Dit jaar konden vlinderliefhebbers voor de tiende maal meedoen met de tuinvlindertelling. Helaas werden deze keer maar gemiddeld acht vlinders per telling doorgegeven, de helft minder dan andere jaren. Natuurlijk is dit te wijten aan het langdurige warme en droge weer, maar wellicht ook door het ontbreken van bepaalde planten en struiken in de tuin.
Rust
Wie denkt dat er heel wat bij komt kijken om een vlindervriendelijke tuin aan te leggen, heeft het bij het verkeerde eind. Eigenlijk vraagt zo’n tuin niet meer of minder onderhoud dan een gewone, alledaagse tuin. Onderhoud aan een dergelijke tuin vindt veel meer door het jaar plaats. Schoffelen? Ieder jaar bemesten? Niet nodig. Ga alleen na welke planten extra verzorging nodig hebben en laat de rest met rust.
Iedere tuin is anders. Of men nu een bostuin heeft, een heidetuin of een stadstuin, geaccidenteerd of vlak, een tuin op het noorden of op het zuiden, voor elke tuin zijn weer speciale vlindersoorten te vinden en iedere vlindersoort heeft zijn eigen plant(en). Wat wel heel belangrijk is, zijn warme, beschutte plekjes, want vlinders zijn koudbloedig. En laat uitgebloeide planten gewoon lekker staan, ook al ziet dat er niet altijd “netjes en opgeruimd” uit. Knip afgestorven delen van de plant pas laat in de lente weg, als alle insecten uit hun winterrust zijn ontwaakt.
Aantrekkelijke planten
Vlinders leven van nectar uit zowel voor-als najaar. De Vlinderstichting heeft daarom een top-tien van vlinderplanten samengesteld, op volgorde van bloeitijd. Als het goed is, is het dan van lente tot herfst een komen en gaan van velerlei vlindersoorten:
- Winterheide
- Sneeuwbal/ viburnum
- Judaspenning
- Lavendel
- Vlinderstruik (buddleja)
- Ijzerhard
- Koninginnenkruid
- Hemelsleutel
- Herfstaster
- Klimop
.
Ieder zijn smaak
In een vlindervriendelijke tuin is ook plaats voor de rups, het voorstadium van een vlinder. Vaak lusten deze dieren maar enkele plantensoorten, waardplanten.

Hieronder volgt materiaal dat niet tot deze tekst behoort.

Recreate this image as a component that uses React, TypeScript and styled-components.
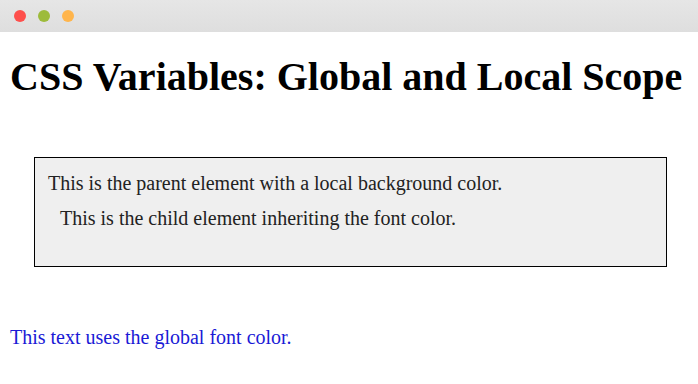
import React from 'react';
import styled, { createGlobalStyle } from 'styled-components';

const GlobalStyle = createGlobalStyle`
  html, body {
    margin: 0;
    padding: 0;
    background: #ffffff;
  }
  body {
    font-family: "Liberation Serif", "Times New Roman", serif;
    overflow: hidden;
  }
`;

const Window = styled.div`
  width: 698px;
  height: 384px;
  display: flex;
  flex-direction: column;
  background: #ffffff;
`;

const TitleBar = styled.div`
  height: 32px;
  flex: none;
  display: flex;
  align-items: center;
  gap: 12px;
  padding-left: 14px;
  background: linear-gradient(#e6e6e6, #dedede);
`;

const Dot = styled.span<{ $color: string }>`
  width: 12px;
  height: 12px;
  border-radius: 50%;
  background: ${(p) => p.$color};
`;

const Page = styled.div`
  padding: 0 10px;
  color: #0000cc;
  font-size: 20px;
`;

const Heading = styled.h1`
  margin: 22px 0 0;
  color: #000000;
  font-size: 40px;
  font-weight: 700;
  line-height: 46px;
  white-space: nowrap;
`;

const Parent = styled.div`
  margin: 57px 21px 0 24px;
  height: 110px;
  box-sizing: border-box;
  border: 1px solid #000000;
  background: #efefef;
  color: #222222;
  padding: 14px 13px;
`;

const Line = styled.p<{ $indent?: boolean }>`
  margin: 0 0 13px;
  padding-left: ${(p) => (p.$indent ? '12px' : '0')};
  line-height: 22px;
`;

const Footer = styled.p`
  margin: 59px 0 0;
  line-height: 22px;
  color: #1a1ad6;
`;

export default function App() {
  return (
    <>
      <GlobalStyle />
      <Window>
        <TitleBar>
          <Dot $color="#fe4f4c" />
          <Dot $color="#9dbb3b" />
          <Dot $color="#ffb54c" />
        </TitleBar>
        <Page>
          <Heading>CSS Variables: Global and Local Scope</Heading>
          <Parent>
            <Line>This is the parent element with a local background color.</Line>
            <Line $indent>This is the child element inheriting the font color.</Line>
          </Parent>
          <Footer>This text uses the global font color.</Footer>
        </Page>
      </Window>
    </>
  );
}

Iedere soort heeft zijn eigen plant(en): het groot koolwitje is te vinden op koolsoorten en andere kruisbloemigen, net als het klein koolwitje, Klein geaderd witje en oranjetipje zijn te vinden op planten als de pinksterbloem en look-zonder-look, op de vuilboom en de wegedoorn zijn voornamelijk citroenvlinders te vinden, kleine vuurvlinders hebben een voorkeur voor schapenzuring en veldzuring, het icarusblauwtje is vooral te vinden op hopklaver, rolklaver en gewone rupsklaver, de kleine vos, de dagpauwoog en het landkaartje hebben een voorkeur voor de grote brandnetel, de atalanta voor grote- en kleine brandnetel en tot slot vindt men de gehakkelde aurelia voornamelijk op grote brandnetel, hop, iep en aalbes.
Winterrust
Aan het begin van de herfst gaan vlinders als kleine vos, gehakkelde aurelia, dagpauwoog en citroenvlinder in winterrust. Deze vier soorten zijn in het voorjaar dan ook de eersten die weer in de tuin rondfladderen. Daarnaast zijn er ook vlinders die als eitje overwinteren of als rups. Deze laatste overwintert op een beschutte plaats en komen weer tevoorschijn als de zon voldoende kracht heeft. Al die eitjes en rupsen overwinteren ook in elke tuin. Daarom wordt door de Vlinderstichting afgeraden om de tuin in het najaar op te ruimen. Beter is dit te doen in het voorjaar, als alle rupsen en eitjes reeds ontwaakt zijn.
Help vlinders overwinteren
Om vlinders te helpen overwinteren is een vlinderkastje handig. Doordat vele spleten in huizen zijn gedicht en vlinders ook elders (in schuurtjes en dergelijke) niet meer kunnen overwinteren, is een vlinderkastje een uitkomst voor overwinteraars. Het kastje moet wel worden opgehangen op een beschutteplaats, uit de wind en waar het niet kan inregenen. En natuurlijk met een voorraad dorre takjes en blaadjes, zodat het de vlinders aan niets ontbreekt.